**PROBLEM DETAILS:** Exact reproduction of the data is required, with images excluded.

**SOURCE DATA:**
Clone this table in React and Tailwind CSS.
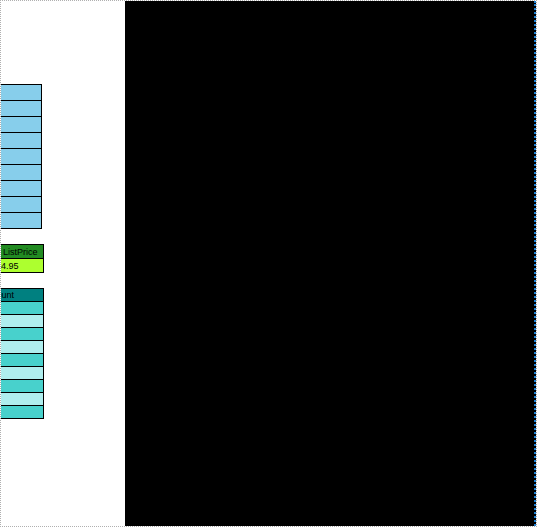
import React from "react";

const blueRows = Array.from({ length: 9 });
const tealRows = Array.from({ length: 9 });

function App() {
  return (
    <div
      className="w-[537px] h-[527px] border border-dotted border-[#b0b0b0] bg-white flex overflow-hidden"
      style={{ fontFamily: '"Liberation Sans", Arial, sans-serif' }}
    >
      <div className="w-[124px] shrink-0 overflow-hidden">
        {/* sky blue table */}
        <div className="mt-[83px] ml-[-61px] w-[102px] border-t border-l border-r border-black">
          {blueRows.map((_, i) => (
            <div key={i} className="h-[16px] bg-[#87ceeb] border-b border-black" />
          ))}
        </div>

        {/* list price table */}
        <div className="mt-[15px] ml-[-61px] w-[104px] border-t border-l border-r border-black text-[9px] leading-[14px] text-black">
          <div className="h-[14px] bg-[#228b22] border-b border-black flex justify-end">
            <div className="w-[41px] pl-[1px] whitespace-nowrap">ListPrice</div>
          </div>
          <div className="h-[14px] bg-[#adff2f] border-b border-black flex justify-end">
            <div className="w-[47px] whitespace-nowrap">$4.95</div>
          </div>
        </div>

        {/* turquoise table */}
        <div className="mt-[15px] ml-[-61px] w-[104px] border-t border-l border-r border-black text-[9px] leading-[13px] text-black">
          <div className="h-[13px] bg-[#008080] border-b border-black flex justify-end">
            <div className="w-[60px] whitespace-nowrap">Amount</div>
          </div>
          {tealRows.map((_, i) => (
            <div
              key={i}
              className={
                i % 2 === 0
                  ? "h-[13px] bg-[#48d1cc] border-b border-black"
                  : "h-[13px] bg-[#afeeee] border-b border-black"
              }
            />
          ))}
        </div>
      </div>
      <div className="flex-1 bg-black border-r-2 border-dotted border-[#1e7fd0]" />
    </div>
  );
}

export default App;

**ANSWER TO THE TASK:**
Clone this table in React and Tailwind CSS.
import React from "react";

const blueRows = Array.from({ length: 9 });
const tealRows = Array.from({ length: 9 });

function App() {
  return (
    <div
      className="w-[537px] h-[527px] border border-dotted border-[#b0b0b0] bg-white flex overflow-hidden"
      style={{ fontFamily: '"Liberation Sans", Arial, sans-serif' }}
    >
      <div className="w-[124px] shrink-0 overflow-hidden">
        {/* sky blue table */}
        <div className="mt-[83px] ml-[-61px] w-[102px] border-t border-l border-r border-black">
          {blueRows.map((_, i) => (
            <div key={i} className="h-[16px] bg-[#87ceeb] border-b border-black" />
          ))}
        </div>

        {/* list price table */}
        <div className="mt-[15px] ml-[-61px] w-[104px] border-t border-l border-r border-black text-[9px] leading-[14px] text-black">
          <div className="h-[14px] bg-[#228b22] border-b border-black flex justify-end">
            <div className="w-[41px] pl-[1px] whitespace-nowrap">ListPrice</div>
          </div>
          <div className="h-[14px] bg-[#adff2f] border-b border-black flex justify-end">
            <div className="w-[47px] whitespace-nowrap">$4.95</div>
          </div>
        </div>

        {/* turquoise table */}
        <div className="mt-[15px] ml-[-61px] w-[104px] border-t border-l border-r border-black text-[9px] leading-[13px] text-black">
          <div className="h-[13px] bg-[#008080] border-b border-black flex justify-end">
            <div className="w-[60px] whitespace-nowrap">Amount</div>
          </div>
          {tealRows.map((_, i) => (
            <div
              key={i}
              className={
                i % 2 === 0
                  ? "h-[13px] bg-[#48d1cc] border-b border-black"
                  : "h-[13px] bg-[#afeeee] border-b border-black"
              }
            />
          ))}
        </div>
      </div>
      <div className="flex-1 bg-black border-r-2 border-dotted border-[#1e7fd0]" />
    </div>
  );
}

export default App;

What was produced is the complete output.